═════ DATA SHOWN ═════
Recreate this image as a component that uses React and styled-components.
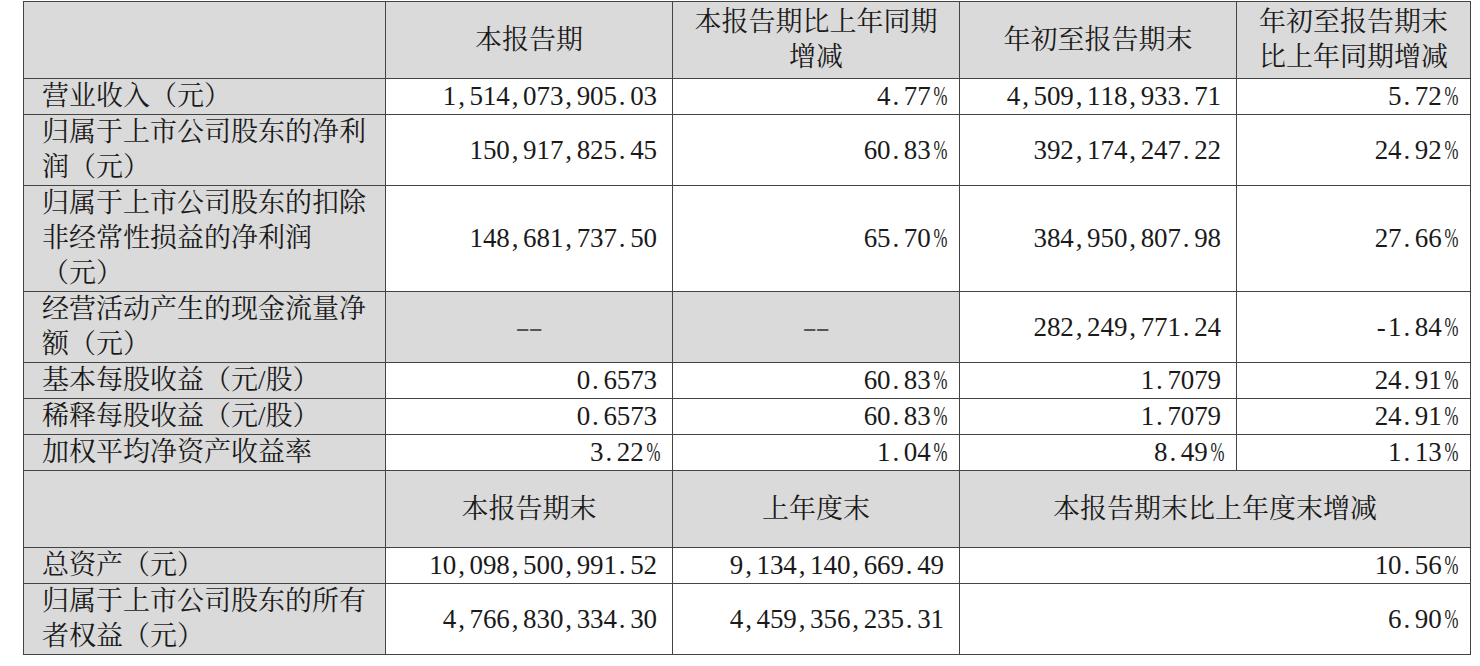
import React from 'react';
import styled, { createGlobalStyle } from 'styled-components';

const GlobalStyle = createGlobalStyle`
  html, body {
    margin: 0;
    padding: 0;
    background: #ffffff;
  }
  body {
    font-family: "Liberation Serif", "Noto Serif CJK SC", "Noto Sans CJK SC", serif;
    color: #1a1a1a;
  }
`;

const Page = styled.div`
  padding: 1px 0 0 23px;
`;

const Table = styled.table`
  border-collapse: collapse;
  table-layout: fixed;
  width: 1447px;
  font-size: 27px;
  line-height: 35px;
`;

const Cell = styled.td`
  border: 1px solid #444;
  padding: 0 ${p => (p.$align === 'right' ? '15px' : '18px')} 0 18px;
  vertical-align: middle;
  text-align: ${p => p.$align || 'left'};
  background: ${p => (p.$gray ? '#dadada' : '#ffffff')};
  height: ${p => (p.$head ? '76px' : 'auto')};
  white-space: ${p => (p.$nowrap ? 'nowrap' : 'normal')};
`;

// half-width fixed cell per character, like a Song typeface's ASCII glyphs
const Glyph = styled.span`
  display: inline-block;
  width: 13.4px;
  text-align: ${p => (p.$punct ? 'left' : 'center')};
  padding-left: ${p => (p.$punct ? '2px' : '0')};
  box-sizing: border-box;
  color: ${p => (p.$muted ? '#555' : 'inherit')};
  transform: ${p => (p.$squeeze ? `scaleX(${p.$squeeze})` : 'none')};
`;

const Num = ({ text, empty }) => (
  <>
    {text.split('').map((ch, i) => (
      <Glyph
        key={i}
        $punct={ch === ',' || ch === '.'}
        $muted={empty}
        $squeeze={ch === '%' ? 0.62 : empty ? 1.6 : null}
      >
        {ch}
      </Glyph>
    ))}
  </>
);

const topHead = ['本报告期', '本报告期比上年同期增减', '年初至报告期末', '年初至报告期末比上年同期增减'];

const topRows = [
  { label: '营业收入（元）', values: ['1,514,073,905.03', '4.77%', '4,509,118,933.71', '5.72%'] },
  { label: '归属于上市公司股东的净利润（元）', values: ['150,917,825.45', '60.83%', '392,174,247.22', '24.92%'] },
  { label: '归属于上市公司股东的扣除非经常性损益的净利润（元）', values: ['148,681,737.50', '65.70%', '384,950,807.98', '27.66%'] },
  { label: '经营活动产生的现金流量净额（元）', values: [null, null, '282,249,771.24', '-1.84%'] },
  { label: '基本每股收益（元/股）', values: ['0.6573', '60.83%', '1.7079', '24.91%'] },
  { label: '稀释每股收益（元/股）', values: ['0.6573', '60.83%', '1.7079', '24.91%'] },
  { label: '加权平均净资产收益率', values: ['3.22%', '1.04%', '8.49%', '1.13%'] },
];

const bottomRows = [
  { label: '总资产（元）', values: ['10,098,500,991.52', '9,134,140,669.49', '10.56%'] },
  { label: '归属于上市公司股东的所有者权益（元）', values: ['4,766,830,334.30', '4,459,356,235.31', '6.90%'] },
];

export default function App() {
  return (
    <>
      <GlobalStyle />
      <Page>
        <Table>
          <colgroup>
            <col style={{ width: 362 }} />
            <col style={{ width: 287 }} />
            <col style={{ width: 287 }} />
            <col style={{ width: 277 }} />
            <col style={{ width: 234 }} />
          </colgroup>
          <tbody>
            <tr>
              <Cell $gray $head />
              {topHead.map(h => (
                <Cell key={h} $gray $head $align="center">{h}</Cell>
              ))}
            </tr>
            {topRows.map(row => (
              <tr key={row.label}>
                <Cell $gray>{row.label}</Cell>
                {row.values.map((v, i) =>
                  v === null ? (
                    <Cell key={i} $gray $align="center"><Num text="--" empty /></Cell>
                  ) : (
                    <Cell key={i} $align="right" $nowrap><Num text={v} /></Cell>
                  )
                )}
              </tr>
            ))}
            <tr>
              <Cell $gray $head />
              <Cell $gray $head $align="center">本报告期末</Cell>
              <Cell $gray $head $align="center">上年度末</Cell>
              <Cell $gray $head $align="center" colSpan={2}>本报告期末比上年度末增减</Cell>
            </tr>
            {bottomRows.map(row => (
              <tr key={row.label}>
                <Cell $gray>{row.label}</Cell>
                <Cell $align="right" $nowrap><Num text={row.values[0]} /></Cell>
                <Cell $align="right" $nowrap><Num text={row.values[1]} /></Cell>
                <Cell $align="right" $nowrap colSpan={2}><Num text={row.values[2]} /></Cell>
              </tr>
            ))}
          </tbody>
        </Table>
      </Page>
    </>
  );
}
═════
Skipping the pictures, transcribe each line above exactly as it appears.

Recreate this image as a component that uses React and styled-components.
import React from 'react';
import styled, { createGlobalStyle } from 'styled-components';

const GlobalStyle = createGlobalStyle`
  html, body {
    margin: 0;
    padding: 0;
    background: #ffffff;
  }
  body {
    font-family: "Liberation Serif", "Noto Serif CJK SC", "Noto Sans CJK SC", serif;
    color: #1a1a1a;
  }
`;

const Page = styled.div`
  padding: 1px 0 0 23px;
`;

const Table = styled.table`
  border-collapse: collapse;
  table-layout: fixed;
  width: 1447px;
  font-size: 27px;
  line-height: 35px;
`;

const Cell = styled.td`
  border: 1px solid #444;
  padding: 0 ${p => (p.$align === 'right' ? '15px' : '18px')} 0 18px;
  vertical-align: middle;
  text-align: ${p => p.$align || 'left'};
  background: ${p => (p.$gray ? '#dadada' : '#ffffff')};
  height: ${p => (p.$head ? '76px' : 'auto')};
  white-space: ${p => (p.$nowrap ? 'nowrap' : 'normal')};
`;

// half-width fixed cell per character, like a Song typeface's ASCII glyphs
const Glyph = styled.span`
  display: inline-block;
  width: 13.4px;
  text-align: ${p => (p.$punct ? 'left' : 'center')};
  padding-left: ${p => (p.$punct ? '2px' : '0')};
  box-sizing: border-box;
  color: ${p => (p.$muted ? '#555' : 'inherit')};
  transform: ${p => (p.$squeeze ? `scaleX(${p.$squeeze})` : 'none')};
`;

const Num = ({ text, empty }) => (
  <>
    {text.split('').map((ch, i) => (
      <Glyph
        key={i}
        $punct={ch === ',' || ch === '.'}
        $muted={empty}
        $squeeze={ch === '%' ? 0.62 : empty ? 1.6 : null}
      >
        {ch}
      </Glyph>
    ))}
  </>
);

const topHead = ['本报告期', '本报告期比上年同期增减', '年初至报告期末', '年初至报告期末比上年同期增减'];

const topRows = [
  { label: '营业收入（元）', values: ['1,514,073,905.03', '4.77%', '4,509,118,933.71', '5.72%'] },
  { label: '归属于上市公司股东的净利润（元）', values: ['150,917,825.45', '60.83%', '392,174,247.22', '24.92%'] },
  { label: '归属于上市公司股东的扣除非经常性损益的净利润（元）', values: ['148,681,737.50', '65.70%', '384,950,807.98', '27.66%'] },
  { label: '经营活动产生的现金流量净额（元）', values: [null, null, '282,249,771.24', '-1.84%'] },
  { label: '基本每股收益（元/股）', values: ['0.6573', '60.83%', '1.7079', '24.91%'] },
  { label: '稀释每股收益（元/股）', values: ['0.6573', '60.83%', '1.7079', '24.91%'] },
  { label: '加权平均净资产收益率', values: ['3.22%', '1.04%', '8.49%', '1.13%'] },
];

const bottomRows = [
  { label: '总资产（元）', values: ['10,098,500,991.52', '9,134,140,669.49', '10.56%'] },
  { label: '归属于上市公司股东的所有者权益（元）', values: ['4,766,830,334.30', '4,459,356,235.31', '6.90%'] },
];

export default function App() {
  return (
    <>
      <GlobalStyle />
      <Page>
        <Table>
          <colgroup>
            <col style={{ width: 362 }} />
            <col style={{ width: 287 }} />
            <col style={{ width: 287 }} />
            <col style={{ width: 277 }} />
            <col style={{ width: 234 }} />
          </colgroup>
          <tbody>
            <tr>
              <Cell $gray $head />
              {topHead.map(h => (
                <Cell key={h} $gray $head $align="center">{h}</Cell>
              ))}
            </tr>
            {topRows.map(row => (
              <tr key={row.label}>
                <Cell $gray>{row.label}</Cell>
                {row.values.map((v, i) =>
                  v === null ? (
                    <Cell key={i} $gray $align="center"><Num text="--" empty /></Cell>
                  ) : (
                    <Cell key={i} $align="right" $nowrap><Num text={v} /></Cell>
                  )
                )}
              </tr>
            ))}
            <tr>
              <Cell $gray $head />
              <Cell $gray $head $align="center">本报告期末</Cell>
              <Cell $gray $head $align="center">上年度末</Cell>
              <Cell $gray $head $align="center" colSpan={2}>本报告期末比上年度末增减</Cell>
            </tr>
            {bottomRows.map(row => (
              <tr key={row.label}>
                <Cell $gray>{row.label}</Cell>
                <Cell $align="right" $nowrap><Num text={row.values[0]} /></Cell>
                <Cell $align="right" $nowrap><Num text={row.values[1]} /></Cell>
                <Cell $align="right" $nowrap colSpan={2}><Num text={row.values[2]} /></Cell>
              </tr>
            ))}
          </tbody>
        </Table>
      </Page>
    </>
  );
}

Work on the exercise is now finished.